The Difference Between Wealth and Maturity

May 2026

Wealth and maturity often arrive together.

But they are not the same thing.

A person may possess substantial wealth without possessing maturity.

Equally, a person of modest means may demonstrate remarkable maturity.

The distinction matters because wealth amplifies character.

It does not replace it.

Money expands options.

It provides access.

It creates influence.

Yet it does not automatically improve judgment.

If anything, wealth can make poor judgment more difficult to detect.

The immature person often sees wealth as a destination.

The mature person sees wealth as a tool.

The immature person seeks validation.

The mature person seeks meaning.

The immature person asks what can be acquired.

The mature person asks what responsibilities accompany ownership.

Maturity is visible in small things.

It is visible in how success is discussed.

How staff are treated.

How promises are kept.

How disagreements are handled.

How power is exercised.

How setbacks are endured.

Some of the most mature individuals are surprisingly understated.

They no longer feel compelled to prove themselves.
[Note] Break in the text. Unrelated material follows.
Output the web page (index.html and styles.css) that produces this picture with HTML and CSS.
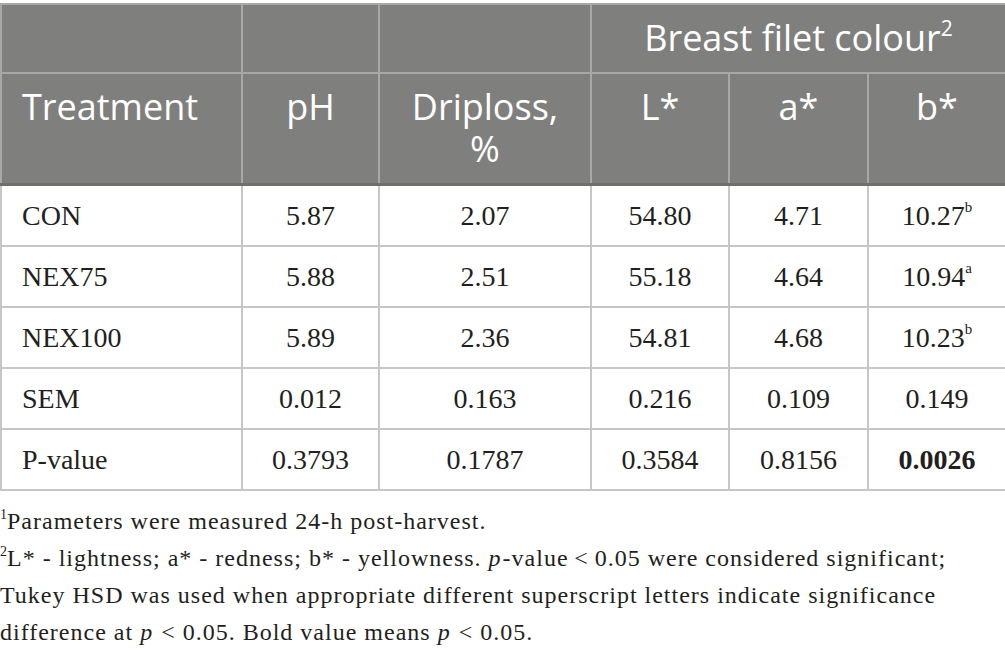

Their confidence is quiet.

Their status does not require constant display.

They understand that genuine respect cannot be purchased.

It must be earned.

This becomes particularly important when wealth arrives quickly.

Entrepreneurial success, liquidity events, inheritances, and business windfalls can transform financial circumstances almost overnight.

Yet personal development rarely proceeds at the same pace.

Financial wealth can be created in a few years.

Maturity often requires decades.

It is shaped by experience.

By mistakes.

By adversity.

By reflection.

By relationships.

By learning to see beyond oneself.

The goal is not merely to become wealthy.

Many people achieve that.

The more difficult task is to become the sort of person capable of carrying wealth well.

A person whose judgment improves alongside resources.

A person whose character expands alongside influence.

A person who understands that wealth is not the final measure of a life.

At Veraison, the most interesting conversations rarely concern money itself.

They concern what comes after.

Because wealth may create possibilities.

But maturity determines what is done with them.